The growing epidemic of disengaged employees (currently hovering around 70% according to Gallup) is costing organizations nearly $8 trillion or 34% of each disengaged employee’s salary, per year. And that doesn’t even account for the time, energy, and life lost by each employee.
While researching my upcoming book on how to engage, unlock and keep top talent in this new world, I came across several ways organizations actually cause their people to disengage. I will share a few here, and will be diving deeper into this and what organizations can do about it in the book.
Employees don’t choose to disengage at work. No one wakes up and decides they want to spend the majority of their waking hours in a state of boredom, frustration, anxiety, or alienation. This disengagement stems from disconnection and goes beyond not being in the office during the pandemic. Disengagement is a coping mechanism any healthy human would employ to avoid the cognitive dissonance or mental discomfort of having to function in a direct experience that doesn't match the reality they know to be true. Let that sink in.
Disengaging, or disconnecting psychologically enables people to remove themselves, at least mentally, from situations where they feel a lack of stimulation, agency, belonging, or find themselves in otherwise warped experiences of reality.
For some employees, the disconnect stems from the gap between their daily experience inside the organization and the reality of their world outside it. For example, employees who are used to super-personalized, consumer-grade technology like iPhones, Netflix, and Amazon in the rest of their lives, literally have to step back in time to go to work in organizations that are still using clunky, enterprise-grade technology. For other employees, the disconnect arises when they are treated as cogs who must fit into the machine, without understanding where the organization is going, why, and how they fit into it. Another form of disconnect can emerge when employees are treated transactionally and are unable to connect with colleagues in meaningful ways. Finally, a disconnect can transpire between the employee and themselves as a human being when they can't be themselves or need to wear a mask to survive in the organization.
Let’s look closer at these 4 causes of disengagement
Disconnection from reality, as part of the organization. This misalignment between a person’s experience at work and the reality outside it can include friction-filled interactions, old technology, workplace practices from the 1900s, hierarchy, bureaucracy, and treating adults like children, to name a few. Even pre-pandemic, workplaces have grown more irrelevant by the decade as changes in the labor force, globalization, and advancements in technology began to accelerate in our VUCA world.

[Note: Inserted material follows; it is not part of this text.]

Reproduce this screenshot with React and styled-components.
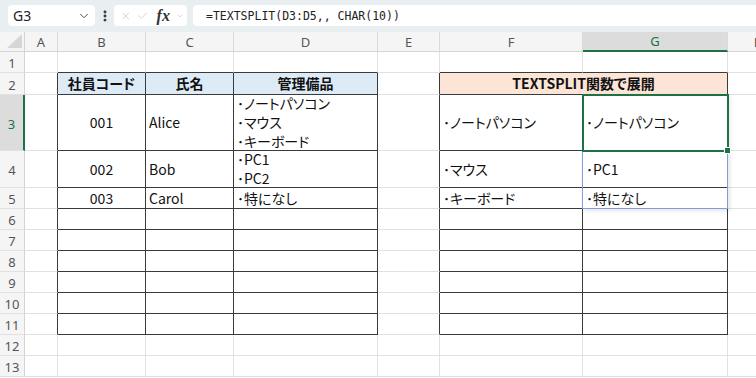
import styled, { createGlobalStyle } from 'styled-components'
import { ChevronDown, X, Check, EllipsisVertical } from 'lucide-react'

// column widths: row header, A..H
const COLS = [25, 33, 88, 88, 144, 62, 143, 145, 62]
// header row + sheet rows 1..13
const ROWS = [20, 21, 22, 56, 37, 21, 21, 21, 21, 21, 21, 21, 21, 21]
const LETTERS = ['A', 'B', 'C', 'D', 'E', 'F', 'G', 'H']
const ROW_COUNT = 13

const GRID = '#e1e1e1'
const INK = '#3a3a3a'
const GREEN = '#1e7145'
const BLUE = '#ddebf7'
const PEACH = '#fce4d6'

const ACTIVE = { row: 3, col: 7 }

const DATA = {
  B2: { lines: ['社員コード'], bold: true, center: true, fill: BLUE },
  C2: { lines: ['氏名'], bold: true, center: true, fill: BLUE },
  D2: { lines: ['管理備品'], bold: true, center: true, fill: BLUE },
  F2: { lines: ['TEXTSPLIT関数で展開'], bold: true, center: true, fill: PEACH, span: 2 },
  B3: { lines: ['001'], center: true },
  C3: { lines: ['Alice'] },
  D3: { lines: ['･ノートパソコン', '･マウス', '･キーボード'] },
  F3: { lines: ['･ノートパソコン'] },
  G3: { lines: ['･ノートパソコン'] },
  B4: { lines: ['002'], center: true },
  C4: { lines: ['Bob'] },
  D4: { lines: ['･PC1', '･PC2'] },
  F4: { lines: ['･マウス'] },
  G4: { lines: ['･PC1'] },
  B5: { lines: ['003'], center: true },
  C5: { lines: ['Carol'] },
  D5: { lines: ['･特になし'] },
  F5: { lines: ['･キーボード'] },
  G5: { lines: ['･特になし'] },
}
const MERGED = ['G2']

const inTable = (r, c) =>
  r >= 2 && r <= 11 && ((c >= 2 && c <= 4) || (c >= 6 && c <= 7))

const GlobalStyle = createGlobalStyle`
  html, body {
    margin: 0;
    padding: 0;
    background: #fff;
    overflow: hidden;
  }
  body {
    font-family: "Noto Sans CJK JP", "Noto Sans", sans-serif;
  }
`

const Window = styled.div`
  width: 756px;
  height: 378px;
  overflow: hidden;
  display: flex;
  flex-direction: column;
  background: #fff;
`

const FormulaBar = styled.div`
  box-sizing: border-box;
  display: flex;
  align-items: stretch;
  height: 32px;
  padding: 5px 0 6px 8px;
  background: #e9eef1;
`

const NameBox = styled.div`
  box-sizing: border-box;
  width: 87px;
  display: flex;
  align-items: center;
  justify-content: space-between;
  padding: 0 4px 0 5px;
  background: #fff;
  border-radius: 4px;
  font-family: "Noto Sans", sans-serif;
  font-size: 14px;
  color: #222;
`

const Grip = styled.div`
  width: 19px;
  display: flex;
  align-items: center;
  justify-content: center;
  color: #333;
`

const FxBox = styled.div`
  box-sizing: border-box;
  width: 73px;
  display: flex;
  align-items: center;
  gap: 6px;
  padding: 0 3px 0 6px;
  background: #fff;
  border-radius: 4px;
  color: #b5b5b5;
`

const FxLabel = styled.span`
  font-family: "Liberation Serif", serif;
  font-style: italic;
  font-weight: 700;
  font-size: 16px;
  color: #333;
  margin-left: 2px;
`

const FormulaInput = styled.div`
  flex: 1;
  margin: 0 -6px 0 6px;
  display: flex;
  align-items: center;
  padding-left: 13px;
  background: #fff;
  border-radius: 4px;
  font-family: "DejaVu Sans Mono", monospace;
  font-size: 11.5px;
  color: #222;
`

const Sheet = styled.div`
  display: grid;
  grid-template-columns: ${COLS.map((w) => `${w}px`).join(' ')};
  grid-template-rows: ${ROWS.map((h) => `${h}px`).join(' ')};
`

const Corner = styled.div`
  grid-row: 1;
  grid-column: 1;
  position: relative;
  background: #f5f5f5;
  border-right: 1px solid #d4d4d4;
  border-bottom: 1px solid #d4d4d4;

  &::after {
    content: '';
    position: absolute;
    right: 2px;
    bottom: 3px;
    width: 15px;
    height: 14px;
    background: #d6d6d6;
    clip-path: polygon(100% 0, 100% 100%, 0 100%);
  }
`

const Heading = styled.div`
  box-sizing: border-box;
  display: flex;
  align-items: center;
  justify-content: center;
  font-family: "Noto Sans", sans-serif;
  font-size: 13px;
  background: ${(p) => (p.$active ? '#dcdcdc' : '#f5f5f5')};
  color: ${(p) => (p.$active ? GREEN : '#555')};
`

const ColHead = styled(Heading)`
  grid-row: 1;
  grid-column: ${(p) => p.$col};
  border-right: 1px solid #dadada;
  border-bottom: ${(p) => (p.$active ? `2px solid ${GREEN}` : '1px solid #d4d4d4')};
`

const RowHead = styled(Heading)`
  grid-row: ${(p) => p.$row};
  grid-column: 1;
  padding-top: 2px;
  border-bottom: 1px solid ${GRID};
  border-right: ${(p) => (p.$active ? `2px solid ${GREEN}` : '1px solid #d4d4d4')};
`

const Cell = styled.div`
  grid-row: ${(p) => p.$row};
  grid-column: ${(p) => p.$col} / span ${(p) => p.$span || 1};
  box-sizing: border-box;
  min-width: 0;
  display: flex;
  flex-direction: column;
  justify-content: center;
  align-items: ${(p) => (p.$center ? 'center' : 'flex-start')};
  padding: 0 3px;
  background: ${(p) => p.$fill || '#fff'};
  border-right: 1px solid ${(p) => (p.$darkRight ? INK : GRID)};
  border-bottom: 1px solid ${(p) => (p.$darkBottom ? INK : GRID)};
  font-size: 14px;
  line-height: 19px;
  font-weight: ${(p) => (p.$bold ? 700 : 400)};
  font-feature-settings: "palt" 1;
  color: #111;
  white-space: nowrap;
`

const SpillRange = styled.div`
  grid-row: ${ACTIVE.row + 1} / span 3;
  grid-column: ${ACTIVE.col + 1};
  margin: -1px 0 0 -1px;
  border: 1px solid #7f9fdc;
  box-shadow: 2px 2px 4px rgba(0, 0, 0, 0.1);
  pointer-events: none;
`

const Selection = styled.div`
  grid-row: ${ACTIVE.row + 1};
  grid-column: ${ACTIVE.col + 1};
  position: relative;
  margin: -1px -1px -1px -1px;
  border: 2px solid ${GREEN};
  pointer-events: none;
`

const FillHandle = styled.span`
  position: absolute;
  right: -4px;
  bottom: -4px;
  width: 5px;
  height: 5px;
  background: ${GREEN};
  border: 1px solid #fff;
`

function App() {
  const cells = []
  for (let r = 1; r <= ROW_COUNT; r++) {
    for (let c = 1; c <= LETTERS.length; c++) {
      const key = `${LETTERS[c - 1]}${r}`
      if (MERGED.includes(key)) continue
      const d = DATA[key] || {}
      const span = d.span || 1
      const lastCol = c + span - 1
      cells.push(
        <Cell
          key={key}
          $row={r + 1}
          $col={c + 1}
          $span={span}
          $center={d.center}
          $bold={d.bold}
          $fill={d.fill}
          $darkRight={inTable(r, lastCol) || inTable(r, lastCol + 1)}
          $darkBottom={inTable(r, c) || inTable(r + 1, c)}
        >
          {(d.lines || []).map((line, i) => (
            <span key={i}>{line}</span>
          ))}
        </Cell>
      )
    }
  }

  return (
    <Window>
      <GlobalStyle />
      <FormulaBar>
        <NameBox>
          <span>G3</span>
          <ChevronDown size={14} strokeWidth={1.6} color="#444" />
        </NameBox>
        <Grip>
          <EllipsisVertical size={14} strokeWidth={3} />
        </Grip>
        <FxBox>
          <X size={14} strokeWidth={1.3} />
          <Check size={14} strokeWidth={1.3} />
          <FxLabel>fx</FxLabel>
          <ChevronDown size={10} strokeWidth={1.5} />
        </FxBox>
        <FormulaInput>=TEXTSPLIT(D3:D5,, CHAR(10))</FormulaInput>
      </FormulaBar>

      <Sheet>
        <Corner />
        {LETTERS.map((l, i) => (
          <ColHead key={l} $col={i + 2} $active={i + 1 === ACTIVE.col}>
            {l}
          </ColHead>
        ))}
        {Array.from({ length: ROW_COUNT }, (_, i) => (
          <RowHead key={i} $row={i + 2} $active={i + 1 === ACTIVE.row}>
            {i + 1}
          </RowHead>
        ))}
        {cells}
        <SpillRange />
        <Selection>
          <FillHandle />
        </Selection>
      </Sheet>
    </Window>
  )
}

export default App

As the workforce and the world have evolved, most organizations have not done a great job of updating structures, norms, technologies, management practices, social contracts, and overall employee experience to keep pace, and as a result, they provide a distorted reality for those who are part of them.
Disconnection between the employee and the organization. This can happen when the organization is positioned as the center of gravity, which employees must fit into. When it's all about the organization or its leaders, people don’t feel they matter or have agency and impact. As a result, they don’t feel accountable or committed. Along these lines, in our age of worker agency, organizations that do things to employees, instead of with them will see disengagement as well. This includes a lack of transparency, laying people off at a whim, or implementing changes in the organization without engaging employees in problem-solving and the design and implementation of solutions.
Over the years, the workforce has become more diverse, educated, and entrepreneurial. Yet many organizations still operate from industrial-era models when autonomy, creativity, and authorship were stripped of jobs in return for standardization and consistency. This is like a slow death to today’s knowledge worker who craves growth, meaning, and interesting work.
Today, employees and consumers alike want to be part of organizations whose values, strategies, policies, and actions align with their own personal ethos. Organizations that don’t articulate and activate an authentic vision, mission, and purpose, with ways employees can get involved will see this type of disconnect.
Disconnection between the employee and the people in the organization. Another disconnect can emerge when people in the organization are treated transactionally and seen as value to be extracted. If people don't feel known, included, and appreciated as an individual outside of their role, it diminishes rapport and connection with their colleagues and leaders. It’s important to build meaningful connections between people across the organization, based on authenticity, common understanding, and shared experiences to build trust, minimize bias, and increase belonging.
Disconnection between the employee as a human and the masks they may need to wear to be part of the organization. Employees who are expected to function in a toxic culture or an environment that lacks psychological safety, trust, inclusion, or respect, will experience a disconnect between themselves as a human and the role they need to play to survive in the organization. As a result, they will spend their energy hiding who they are, code-switching, and holding back on fully contributing their talents, insights, and abilities.
When employees are not acknowledged to be humans, instead of machines, another disconnect will arise. As technology has advanced over the years, so have expectations of employees to be always ‘on’, accessible, and giving discretionary effort as the baseline. Operating at this superhuman level for unsustainable periods without flexibility and the ability to recharge is one of the largest causes of burnout, disengagement, and attrition. which means the organization is definitely not getting the best of this talent.
The takeaway…organizations often inadvertently cause their people to disengage. Perhaps this flew under the radar in the industrial era, when all that was expected of factory floor employees was their hands. However, today, the main source of value creation (85%) in organizations comes from their people’s peak intellectual abilities and most humane qualities. This means organizations must be deliberate about creating the conditions to elicit them.